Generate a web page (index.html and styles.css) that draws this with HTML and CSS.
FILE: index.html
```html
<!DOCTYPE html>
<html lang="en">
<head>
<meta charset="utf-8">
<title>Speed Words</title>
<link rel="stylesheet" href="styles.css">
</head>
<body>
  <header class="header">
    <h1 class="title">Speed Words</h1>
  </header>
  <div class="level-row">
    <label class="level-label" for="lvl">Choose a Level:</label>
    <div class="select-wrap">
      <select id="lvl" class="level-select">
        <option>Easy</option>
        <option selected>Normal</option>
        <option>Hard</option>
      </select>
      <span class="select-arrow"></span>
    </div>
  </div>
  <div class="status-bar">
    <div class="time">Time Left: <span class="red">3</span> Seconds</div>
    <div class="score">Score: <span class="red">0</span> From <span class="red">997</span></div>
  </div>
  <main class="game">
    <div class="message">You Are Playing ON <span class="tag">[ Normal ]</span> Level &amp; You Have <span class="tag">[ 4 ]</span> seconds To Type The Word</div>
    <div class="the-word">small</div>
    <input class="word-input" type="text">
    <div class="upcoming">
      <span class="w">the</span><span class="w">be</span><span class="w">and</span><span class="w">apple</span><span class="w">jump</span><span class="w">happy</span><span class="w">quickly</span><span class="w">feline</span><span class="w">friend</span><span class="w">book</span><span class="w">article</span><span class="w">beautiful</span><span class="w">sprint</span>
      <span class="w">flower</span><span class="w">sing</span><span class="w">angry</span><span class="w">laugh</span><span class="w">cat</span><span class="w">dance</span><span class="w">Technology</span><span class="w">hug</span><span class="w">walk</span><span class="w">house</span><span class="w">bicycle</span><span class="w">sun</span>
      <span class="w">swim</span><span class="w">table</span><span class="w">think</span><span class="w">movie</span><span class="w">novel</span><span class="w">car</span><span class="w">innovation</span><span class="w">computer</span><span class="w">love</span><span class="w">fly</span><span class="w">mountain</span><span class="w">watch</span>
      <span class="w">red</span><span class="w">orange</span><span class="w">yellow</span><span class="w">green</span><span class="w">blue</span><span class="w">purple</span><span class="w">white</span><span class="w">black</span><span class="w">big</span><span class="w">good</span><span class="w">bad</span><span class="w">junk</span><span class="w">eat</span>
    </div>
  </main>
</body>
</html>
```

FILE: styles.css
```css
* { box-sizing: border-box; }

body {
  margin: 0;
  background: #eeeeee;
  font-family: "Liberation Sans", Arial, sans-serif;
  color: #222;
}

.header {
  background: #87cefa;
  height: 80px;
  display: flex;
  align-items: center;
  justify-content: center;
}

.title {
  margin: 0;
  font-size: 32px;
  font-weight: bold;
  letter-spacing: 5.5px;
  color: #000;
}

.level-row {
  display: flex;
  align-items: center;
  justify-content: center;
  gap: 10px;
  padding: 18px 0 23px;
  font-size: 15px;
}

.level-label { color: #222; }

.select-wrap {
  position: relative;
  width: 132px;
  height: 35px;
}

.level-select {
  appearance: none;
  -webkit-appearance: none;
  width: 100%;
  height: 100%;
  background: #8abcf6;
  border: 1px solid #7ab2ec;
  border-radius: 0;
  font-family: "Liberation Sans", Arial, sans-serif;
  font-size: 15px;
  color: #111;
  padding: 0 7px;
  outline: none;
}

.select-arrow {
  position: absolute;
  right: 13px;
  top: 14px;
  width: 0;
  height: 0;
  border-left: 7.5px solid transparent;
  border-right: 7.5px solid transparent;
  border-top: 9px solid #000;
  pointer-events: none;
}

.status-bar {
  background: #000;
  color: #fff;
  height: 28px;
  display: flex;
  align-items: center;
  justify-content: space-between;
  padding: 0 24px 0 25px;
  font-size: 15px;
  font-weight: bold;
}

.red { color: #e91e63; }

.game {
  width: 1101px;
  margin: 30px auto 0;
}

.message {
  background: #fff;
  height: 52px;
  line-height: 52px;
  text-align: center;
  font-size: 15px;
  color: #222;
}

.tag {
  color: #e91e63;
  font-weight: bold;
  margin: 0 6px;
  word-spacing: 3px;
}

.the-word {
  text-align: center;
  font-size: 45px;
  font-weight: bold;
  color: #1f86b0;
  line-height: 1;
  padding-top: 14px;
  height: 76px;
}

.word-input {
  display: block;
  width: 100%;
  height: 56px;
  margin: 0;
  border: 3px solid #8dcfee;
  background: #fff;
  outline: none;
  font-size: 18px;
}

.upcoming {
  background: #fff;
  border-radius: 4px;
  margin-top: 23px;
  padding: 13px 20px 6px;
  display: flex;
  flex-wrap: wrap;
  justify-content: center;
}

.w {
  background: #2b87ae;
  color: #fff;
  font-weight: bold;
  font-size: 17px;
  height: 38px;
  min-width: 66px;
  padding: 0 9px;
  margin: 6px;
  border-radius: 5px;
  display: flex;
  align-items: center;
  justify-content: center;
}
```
○ ○ ○ ○ ○ ○ ○
Exercise task -> Show all lines above holding "index".

The completed task ->
Generate a web page (index.html and styles.css) that draws this with HTML and CSS.
FILE: index.html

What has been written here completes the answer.